- Genre: Women's interest; Talk; Magazine;
- Created by: Sylvester L. Weaver Jr.
- Presented by: Arlene Francis
- Narrated by: Hugh Downs
- Composer: The Norman Paris Trio
- Country of origin: United States
- Original language: English
- No. of episodes: 893

Production
- Producers: Richard Linkroum; Ted Rogers;
- Production location: New York City
- Running time: 1 hour

Original release
- Network: NBC
- Release: March 1, 1954 – August 9, 1957

Related
- The Arlene Francis Show (1957–1958); Today; Tonight; ;

= Home (1954 TV series) =

Home is an American daytime television series hosted by Arlene Francis. Intended for an audience of women, it debuted in 1954 as one of NBC's three major non-primetime shows. While the other two shows—Today and Tonight—are still being produced 60 years later, Home was cancelled in 1957.

==Format==
Each hour-long show is presented in a series of short segments which discuss topics in a depth typical of a magazine article. A segment may be either entertaining or informational. Topics typically relate to homemaking but may also include civic, cultural, and social issues and interviews with newsmakers. Twelve minutes of each broadcast are devoted to the promotion of consumer goods from the show's sponsors; these commercials often take place within the informational segments of the show itself.

Instead of imitating the look of an actual house as cooking shows did, Homes producers made it obvious that it was taking place in a modern television studio. The $200,000 revolving set had a kitchen, a workshop, and an area to demonstrate the effects of weather on the sponsors' products. A garden area contained soil samples from each of the 48 U.S. states; an additional sample to represent Washington, D.C., was provided by Vice President Richard Nixon.

== On-air staff ==
Arlene Francis hosted the program as editor-in-chief with Hugh Downs serving as her announcer and assistant. Music was performed by the Norman Paris Trio and singer Johnny Johnston. The team of editors presenting segments on particular topics included Poppy Cannon (food), Rose Franzblau (family relations and child psychology), Eve Hunter (fashion and beauty), Sydney Smith (interior decorating), Estelle Parsons (special projects), Leona Baumgartner (health), and Will Peigelbeck (gardening and home repairs).

== History ==
NBC executive Sylvester "Pat" Weaver began planning a concept called Shopping in late 1951, intending to attract an audience of upper middle class women. Its content and segmented format were inspired by the success of women's magazines, local cooking shows, and the NBC network's Today show. By aiming for a particular target demographic, the network hoped to attract sponsors from women's magazines who would not be interested in advertising on a show meant for the masses.

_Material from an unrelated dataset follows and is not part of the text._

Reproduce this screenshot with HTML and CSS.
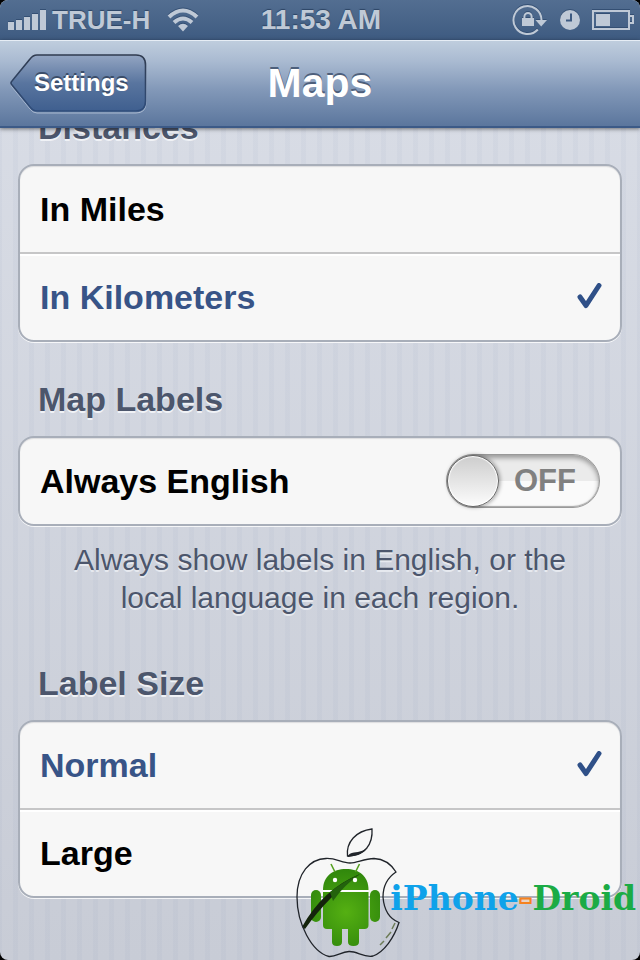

Three talk shows that Weaver created (Today, Home, and Tonight) were intended to complement each other and were referred to as the "T-H-T" package. These programs helped to establish the practice of selling advertising rights to several temporary sponsors. The usual practice at the time involved a single sponsor being responsible for an entire television series.

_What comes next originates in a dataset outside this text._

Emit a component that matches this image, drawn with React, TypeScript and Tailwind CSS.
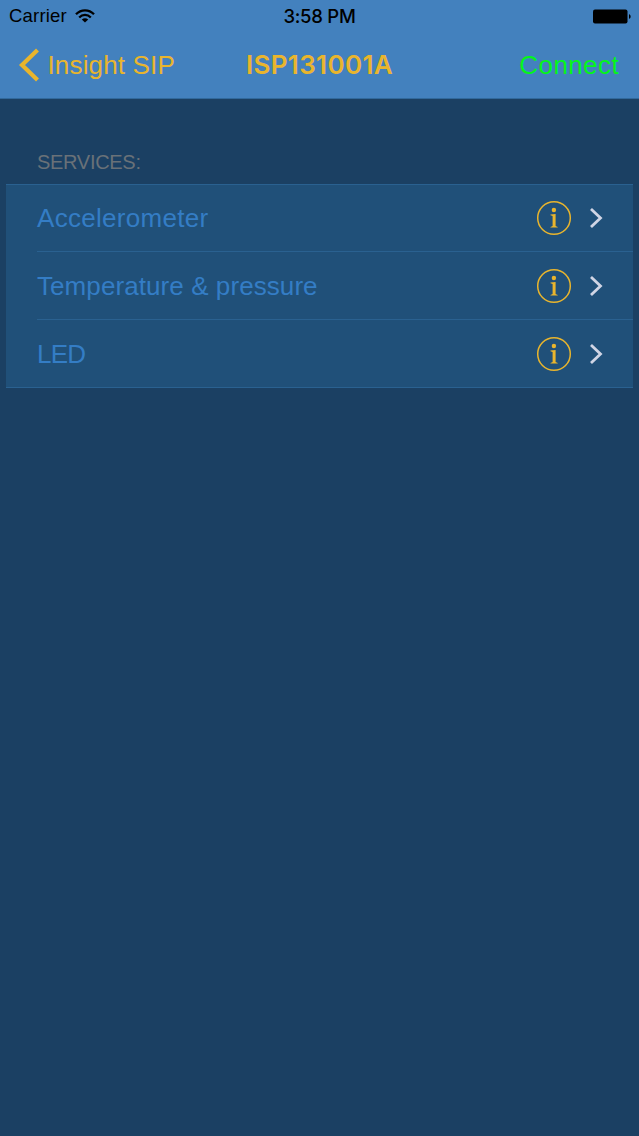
import React from "react";

const services = [
  { name: "Accelerometer", tracking: "tracking-[0.3px]" },
  { name: "Temperature & pressure", tracking: "tracking-[0.08px]" },
  { name: "LED", tracking: "tracking-[-0.8px]" },
];

function WifiIcon() {
  return (
    <svg className="ml-[8px] h-[14px] w-[20px]" viewBox="0 0 20 14" fill="none" stroke="#000" strokeWidth="2.3">
      <path d="M1 5.3C6 .1 14 .1 19 5.3" />
      <path d="M4.2 8.5C7.6 5.1 12.4 5.1 15.8 8.5" />
      <path d="M10 13.4 6.8 10.4C8.6 8.8 11.4 8.8 13.2 10.4Z" fill="#000" stroke="none" />
    </svg>
  );
}

function BatteryIcon() {
  return (
    <svg className="h-[15px] w-[38px]" viewBox="0 0 38 15" fill="#000">
      <rect x="0" y="0.5" width="34.5" height="14" rx="2" />
      <path d="M36 5.2c2.2.6 2.2 4 0 4.6Z" />
    </svg>
  );
}

function InfoIcon() {
  return (
    <svg className="h-[36px] w-[36px]" viewBox="0 0 36 36" fill="#e9b52d">
      <circle cx="18" cy="18" r="16.3" fill="none" stroke="#e9b52d" strokeWidth="1.5" />
      <circle cx="17.9" cy="10" r="2.2" />
      <path d="M14.5 14.6 19.6 14.1V26.1L21.7 26.9V27.6H14.5V26.9L16.6 26.1V15.9L14.5 15.3Z" />
    </svg>
  );
}

export default function App() {
  return (
    <div className="flex h-[1136px] w-[639px] flex-col bg-[#1b4063] font-['Liberation_Sans',sans-serif]">
      <header className="h-[99px] border-b border-[#31699c] bg-[#4381be]">
        <div className="grid h-[32px] grid-cols-3 items-center text-[18.5px] leading-[32px] text-black">
          <div className="flex items-center pl-[9px]">
            <span className="tracking-[0.2px]">Carrier</span>
            <WifiIcon />
          </div>
          <span className="text-center font-['Inter',sans-serif] font-medium tracking-[-0.25px]">3:58 PM</span>
          <div className="flex justify-end pr-[8px]">
            <BatteryIcon />
          </div>
        </div>
        <div className="grid h-[66px] grid-cols-3 items-center text-[26px] leading-[66px] text-[#e9b52d]">
          <div className="flex items-center pl-[18px]">
            <svg className="h-[34px] w-[22px]" viewBox="0 0 22 34" fill="none" stroke="#e9b52d" strokeWidth="4.2">
              <path d="M19.5 2 4 17 19.5 32" />
            </svg>
            <span className="ml-[7.5px] whitespace-nowrap tracking-[0.15px]">Insight SIP</span>
          </div>
          <span className="text-center font-['Inter',sans-serif] font-semibold tracking-[0.35px]">ISP131001A</span>
          <span className="pr-[20px] text-right tracking-[0.4px] text-[#05f51a]">Connect</span>
        </div>
      </header>
      <main className="px-[6px] pt-[45px]">
        <h2 className="h-[40px] pl-[31px] text-[20px] leading-[36px] tracking-[-0.3px] text-[#697178]">SERVICES:</h2>
        <ul className="h-[204px] border-y border-[#2a6190] bg-[#205079]">
          {services.map((service, index) => (
            <li key={service.name} className={index === 0 ? "h-[67px] pl-[31px]" : "h-[68px] pl-[31px]"}>
              <div className={index < 2 ? "flex h-full items-center border-b border-[#2a6190]" : "flex h-full items-center"}>
                <span className={`flex-1 text-[26px] leading-[66px] text-[#347dc5] ${service.tracking}`}>{service.name}</span>
                <InfoIcon />
                <svg className="ml-[17px] mr-[29px] h-[22px] w-[15px]" viewBox="0 0 15 22" fill="none" stroke="#d0d5e5" strokeWidth="2.8">
                  <path d="M2 2 11.5 11 2 20" />
                </svg>
              </div>
            </li>
          ))}
        </ul>
      </main>
    </div>
  );
}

After spending $1 million promoting Home, NBC predicted that 10% of television-equipped U.S. households would watch the program. This rating fell to about 3 by the month after Homes March 1, 1954, premiere. The network responded to these low ratings by adding more entertaining segments.

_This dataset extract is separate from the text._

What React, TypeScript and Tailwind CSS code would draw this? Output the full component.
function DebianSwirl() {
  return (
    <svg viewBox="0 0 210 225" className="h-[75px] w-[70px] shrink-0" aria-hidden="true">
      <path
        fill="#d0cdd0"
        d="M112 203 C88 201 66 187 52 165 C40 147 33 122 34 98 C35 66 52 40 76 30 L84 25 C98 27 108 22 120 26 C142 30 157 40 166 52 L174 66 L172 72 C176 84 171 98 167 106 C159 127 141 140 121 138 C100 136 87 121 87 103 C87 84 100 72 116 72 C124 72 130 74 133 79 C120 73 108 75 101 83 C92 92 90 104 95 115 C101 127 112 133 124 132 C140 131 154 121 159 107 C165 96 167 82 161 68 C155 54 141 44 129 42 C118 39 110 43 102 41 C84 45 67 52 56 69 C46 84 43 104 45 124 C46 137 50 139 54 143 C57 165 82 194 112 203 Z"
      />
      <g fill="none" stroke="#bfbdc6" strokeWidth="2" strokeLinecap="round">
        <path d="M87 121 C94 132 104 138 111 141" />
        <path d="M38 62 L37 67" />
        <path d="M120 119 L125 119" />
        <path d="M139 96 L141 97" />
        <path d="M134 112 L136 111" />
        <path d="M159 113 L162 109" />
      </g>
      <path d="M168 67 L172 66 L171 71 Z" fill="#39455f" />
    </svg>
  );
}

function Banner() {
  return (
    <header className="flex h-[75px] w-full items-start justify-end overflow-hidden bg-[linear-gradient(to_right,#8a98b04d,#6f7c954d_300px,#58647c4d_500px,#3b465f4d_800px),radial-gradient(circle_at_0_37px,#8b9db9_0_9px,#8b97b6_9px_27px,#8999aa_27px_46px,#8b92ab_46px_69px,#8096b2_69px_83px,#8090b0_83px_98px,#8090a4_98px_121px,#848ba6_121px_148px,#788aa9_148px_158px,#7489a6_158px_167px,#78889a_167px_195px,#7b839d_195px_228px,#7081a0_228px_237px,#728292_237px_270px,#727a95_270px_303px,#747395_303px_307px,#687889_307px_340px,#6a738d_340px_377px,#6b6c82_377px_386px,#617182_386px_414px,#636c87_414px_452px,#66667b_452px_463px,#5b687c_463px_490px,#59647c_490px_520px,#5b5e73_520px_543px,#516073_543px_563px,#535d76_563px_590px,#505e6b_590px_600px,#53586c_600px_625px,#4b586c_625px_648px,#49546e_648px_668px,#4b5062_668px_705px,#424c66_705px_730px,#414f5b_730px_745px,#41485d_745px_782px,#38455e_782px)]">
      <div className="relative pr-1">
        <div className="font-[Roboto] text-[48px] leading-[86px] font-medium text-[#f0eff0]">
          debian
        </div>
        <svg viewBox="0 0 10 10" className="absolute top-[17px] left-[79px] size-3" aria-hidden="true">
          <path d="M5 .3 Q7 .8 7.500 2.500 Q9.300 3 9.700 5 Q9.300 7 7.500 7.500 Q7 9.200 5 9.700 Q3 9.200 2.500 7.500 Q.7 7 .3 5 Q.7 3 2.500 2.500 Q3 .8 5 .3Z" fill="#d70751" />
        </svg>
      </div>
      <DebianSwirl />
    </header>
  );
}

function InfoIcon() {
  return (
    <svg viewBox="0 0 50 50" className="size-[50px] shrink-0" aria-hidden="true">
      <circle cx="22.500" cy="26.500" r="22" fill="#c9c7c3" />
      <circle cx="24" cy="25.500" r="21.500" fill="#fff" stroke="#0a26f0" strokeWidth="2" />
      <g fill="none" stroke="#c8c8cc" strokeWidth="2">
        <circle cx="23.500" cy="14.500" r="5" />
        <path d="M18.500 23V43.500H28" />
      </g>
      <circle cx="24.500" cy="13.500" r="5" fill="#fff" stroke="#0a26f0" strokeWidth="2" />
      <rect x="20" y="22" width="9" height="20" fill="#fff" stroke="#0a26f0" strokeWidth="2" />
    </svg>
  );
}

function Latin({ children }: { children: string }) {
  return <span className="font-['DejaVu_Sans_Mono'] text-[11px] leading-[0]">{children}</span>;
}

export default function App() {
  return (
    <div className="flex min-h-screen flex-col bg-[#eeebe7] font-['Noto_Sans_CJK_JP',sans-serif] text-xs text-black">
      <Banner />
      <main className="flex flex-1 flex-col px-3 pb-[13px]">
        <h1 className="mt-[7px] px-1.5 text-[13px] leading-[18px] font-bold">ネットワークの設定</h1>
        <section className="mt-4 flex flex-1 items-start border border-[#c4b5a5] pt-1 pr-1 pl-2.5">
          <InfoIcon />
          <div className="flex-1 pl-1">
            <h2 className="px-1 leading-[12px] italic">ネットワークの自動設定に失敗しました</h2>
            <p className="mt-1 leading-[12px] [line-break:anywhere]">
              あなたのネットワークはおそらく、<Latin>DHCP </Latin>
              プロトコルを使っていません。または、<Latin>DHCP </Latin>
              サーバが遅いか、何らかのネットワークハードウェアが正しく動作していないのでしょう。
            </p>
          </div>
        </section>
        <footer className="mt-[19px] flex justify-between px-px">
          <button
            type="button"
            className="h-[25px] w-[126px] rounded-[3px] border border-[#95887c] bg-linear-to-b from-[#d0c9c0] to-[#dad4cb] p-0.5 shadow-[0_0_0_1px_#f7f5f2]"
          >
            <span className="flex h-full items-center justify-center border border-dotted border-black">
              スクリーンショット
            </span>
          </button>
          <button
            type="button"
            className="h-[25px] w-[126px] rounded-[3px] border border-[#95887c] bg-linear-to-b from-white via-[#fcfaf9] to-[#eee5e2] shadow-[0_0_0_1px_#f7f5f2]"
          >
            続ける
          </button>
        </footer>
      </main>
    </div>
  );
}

Although the series was nominated for a 1956 Emmy Award for Best Contribution to Daytime Programming, it continued to have low ratings. That same year it was moved from 11:00 a.m. to 10:00 a.m., a timeslot with less competition. In that season Home had a rating of 2.5, whereas CBS's 10:00 and 10:30 programs were at 6.5 and 7.5, respectively. The 893rd and final episode of Home was broadcast on August 9, 1957. For the following six months Francis hosted a livelier and "less restrained" talk show called The Arlene Francis Show.